The “news” story from the Tennessean
“Tennessee’s charter schools have outpaced traditional public school growth in reading and mathematics in 2013, according to a study from the Center for Research on Education Outcomes (CREDO) at Stanford University.”
The “news” story from UT’s public radio, WUOT
“A new study finds Tennessee’s charter schools are outpacing public schools in reading and mathematics this year.”
Now if you are an average citizen reading either of these “information sources,” you may conclude that Tennessee charters are outperforming public schools on the state tests.  Which, of course, is the intent of the TCSA propaganda.  What the reporters for the Tennessean or WUOT did not do, is to do what CREDO had done by indicating howthe charter and public comparisons were made by matching students demographically within their communities:

Using the VCR [virtual control record] approach, a “virtual twin” was constructed for each charter student by drawing on the available records of traditional public school (TPS) students with identical traits and identical or very similar prior test scores who were enrolled in TPS that the charter students would have likely attended if they were not in their charter school.

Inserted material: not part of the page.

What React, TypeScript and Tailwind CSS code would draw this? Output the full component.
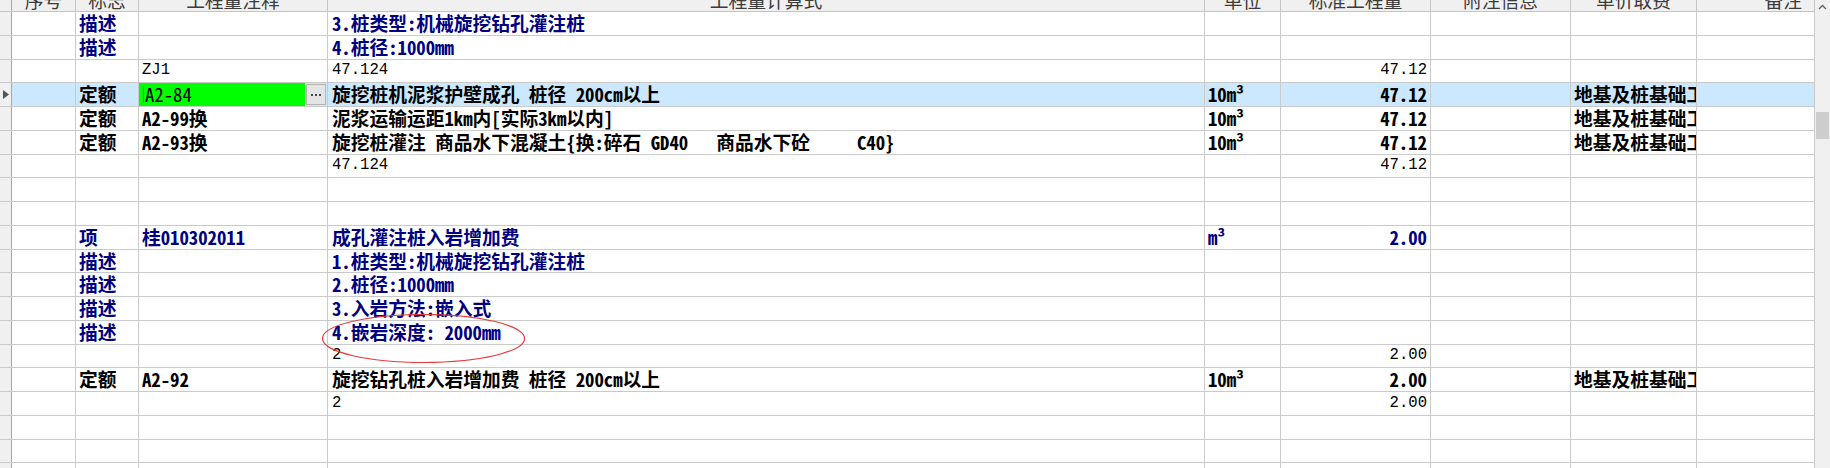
import React from 'react';

type Kind = 'desc' | 'item' | 'quota' | 'calc' | 'empty';

interface Row {
  kind: Kind;
  flag?: string;
  code?: string;
  expr?: string;
  unit?: string;
  qty?: string;
  fee?: string;
  selected?: boolean;
}

const FEE = '地基及桩基础工程';

const rows: Row[] = [
  { kind: 'desc', flag: '描述', expr: '3.桩类型:机械旋挖钻孔灌注桩' },
  { kind: 'desc', flag: '描述', expr: '4.桩径:1000mm' },
  { kind: 'calc', code: 'ZJ1', expr: '47.124', qty: '47.12' },
  { kind: 'quota', flag: '定额', code: 'A2-84', expr: '旋挖桩机泥浆护壁成孔 桩径 200cm以上', unit: '10m³', qty: '47.12', fee: FEE, selected: true },
  { kind: 'quota', flag: '定额', code: 'A2-99换', expr: '泥浆运输运距1km内[实际3km以内]', unit: '10m³', qty: '47.12', fee: FEE },
  { kind: 'quota', flag: '定额', code: 'A2-93换', expr: '旋挖桩灌注 商品水下混凝土{换:碎石 GD40   商品水下砼     C40}', unit: '10m³', qty: '47.12', fee: FEE },
  { kind: 'calc', expr: '47.124', qty: '47.12' },
  { kind: 'empty' },
  { kind: 'empty' },
  { kind: 'item', flag: '项', code: '桂010302011', expr: '成孔灌注桩入岩增加费', unit: 'm³', qty: '2.00' },
  { kind: 'desc', flag: '描述', expr: '1.桩类型:机械旋挖钻孔灌注桩' },
  { kind: 'desc', flag: '描述', expr: '2.桩径:1000mm' },
  { kind: 'desc', flag: '描述', expr: '3.入岩方法:嵌入式' },
  { kind: 'desc', flag: '描述', expr: '4.嵌岩深度: 2000mm' },
  { kind: 'calc', expr: '2', qty: '2.00' },
  { kind: 'quota', flag: '定额', code: 'A2-92', expr: '旋挖钻孔桩入岩增加费 桩径 200cm以上', unit: '10m³', qty: '2.00', fee: FEE },
  { kind: 'calc', expr: '2', qty: '2.00' },
  { kind: 'empty' },
  { kind: 'empty' },
  { kind: 'empty' },
];

const headers: { label: string; w: string; cls?: string }[] = [
  { label: '序号', w: 'w-[64px]' },
  { label: '标志', w: 'w-[63px]' },
  { label: '工程量注释', w: 'w-[189px]' },
  { label: '工程量计算式', w: 'w-[877px]' },
  { label: '单位', w: 'w-[76px]' },
  { label: '标准工程量', w: 'w-[150px]' },
  { label: '附注信息', w: 'w-[140px]' },
  { label: '单价取费', w: 'w-[126px]' },
  { label: '备注', w: 'w-[118px]', cls: 'text-right pr-[12px]' },
];

const cellBase = 'shrink-0 h-full border-r border-[#cacaca] overflow-hidden whitespace-pre flex items-center leading-none';

const Cell: React.FC<{ w: string; right?: boolean; className?: string; children?: React.ReactNode }> = ({ w, right, className = '', children }) => (
  <div className={`${cellBase} ${w} ${right ? 'justify-end pr-[3px]' : 'pl-[3px]'} ${className}`}>{children}</div>
);

const DataRow: React.FC<{ row: Row }> = ({ row }) => {
  const bold = row.kind !== 'calc';
  const color = row.kind === 'desc' || row.kind === 'item' ? 'text-[#000080]' : 'text-black';
  const weight = bold ? 'font-bold' : 'font-normal';
  const bg = row.selected ? 'bg-[#cce8ff]' : 'bg-white';
  const calcFont = row.kind === 'calc' ? "font-['Liberation_Mono',monospace] text-[15.6px]" : '';

  return (
    <div className={`flex shrink-0 h-[23.75px] border-b border-[#cacaca] ${color} ${weight}`}>
      <div className="shrink-0 w-[12px] h-full bg-[#f0f0f0] border-r border-[#a8a8a8] flex items-center justify-center">
        {row.selected && (
          <svg width="6" height="9" viewBox="0 0 6 9">
            <path d="M0 0 L6 4.5 L0 9 Z" fill="#555" />
          </svg>
        )}
      </div>
      <div className={`flex h-full ${bg}`}>
        <Cell w="w-[64px]" />
        <Cell w="w-[63px]">{row.flag}</Cell>
        {row.selected ? (
          <div className={`${cellBase} w-[189px] items-stretch`}>
            <div className="flex-1 bg-[#00ff00] flex items-center pl-[4px] font-normal">
              <div className="w-[1px] h-[17px] bg-[#ff00ff] mr-[1px]" />
              {row.code}
            </div>
            <div className="w-[20px] ml-[1px] mr-[1px] my-[1px] bg-[#e4e4e4] border border-[#b4b4b4] flex items-center justify-center gap-[2px]">
              <span className="w-[2px] h-[2px] bg-[#444]" />
              <span className="w-[2px] h-[2px] bg-[#444]" />
              <span className="w-[2px] h-[2px] bg-[#444]" />
            </div>
          </div>
        ) : (
          <Cell w="w-[189px]" className={calcFont}>{row.code}</Cell>
        )}
        <Cell w="w-[877px]" className={`pl-[4px] ${calcFont}`}>{row.expr}</Cell>
        <Cell w="w-[76px]">{row.unit}</Cell>
        <Cell w="w-[150px]" right className={calcFont}>{row.qty}</Cell>
        <Cell w="w-[140px]" />
        <Cell w="w-[126px]">{row.fee}</Cell>
        <Cell w="w-[118px]" />
      </div>
    </div>
  );
};

export default function App() {
  return (
    <div className="relative w-[1830px] h-[468px] overflow-hidden bg-white flex text-[18.75px] font-['Noto_Sans_Mono_CJK_SC','Noto_Sans_CJK_SC',sans-serif]">
      <div className="w-[1815px] shrink-0 flex flex-col">
        <div className="flex h-[12px] shrink-0 bg-[#f0f0f0] border-b border-[#c4c4c4] text-[#3c3c3c] font-normal">
          <div className="shrink-0 w-[12px] h-full border-r border-[#a8a8a8]" />
          {headers.map((h) => (
            <div key={h.label} className={`shrink-0 h-full overflow-hidden border-r border-[#c4c4c4] ${h.w}`}>
              <div className={`-mt-[12px] h-[24px] leading-[24px] whitespace-nowrap ${h.cls ?? 'text-center'}`}>{h.label}</div>
            </div>
          ))}
        </div>
        {rows.map((r, i) => (
          <DataRow key={i} row={r} />
        ))}
      </div>

      <div className="w-[15px] shrink-0 h-full bg-[#f0f0f0] flex flex-col items-center">
        <div className="h-[14px] w-full flex items-center justify-center">
          <svg width="9" height="6" viewBox="0 0 9 6">
            <path d="M1 5 L4.5 1.5 L8 5" stroke="#606060" strokeWidth="1.3" fill="none" />
          </svg>
        </div>
        <div className="h-[98px]" />
        <div className="w-[13px] h-[27px] bg-[#cdcdcd]" />
      </div>

      <svg className="absolute left-[322px] top-[314px] pointer-events-none" width="204" height="50" viewBox="0 0 204 50">
        <ellipse cx="101.5" cy="24.5" rx="101" ry="24" fill="none" stroke="#e23c3c" strokeWidth="1.2" />
      </svg>
    </div>
  );
}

Factors included in the matching criteria were:
• Grade level
• Gender9
• Race/Ethnicity
• Free or Reduced-Price Lunch Eligibility
• English Language Learner Status
• Special Education Status
• Prior test score on state achievement tests (p. 8)

In other words, Tennessee’s economically disadvantaged charter school student test scores are compared to what we could expect in the poorest public schools that have been malignantly neglected for decades.  

When Tennessee’s 27 [now 41] charter schools’ growth scores are compared with the state average, the comparisons show that the majority of Tennessee charters are testing below the state average (which, by the way, is significantly below the national NAEP average).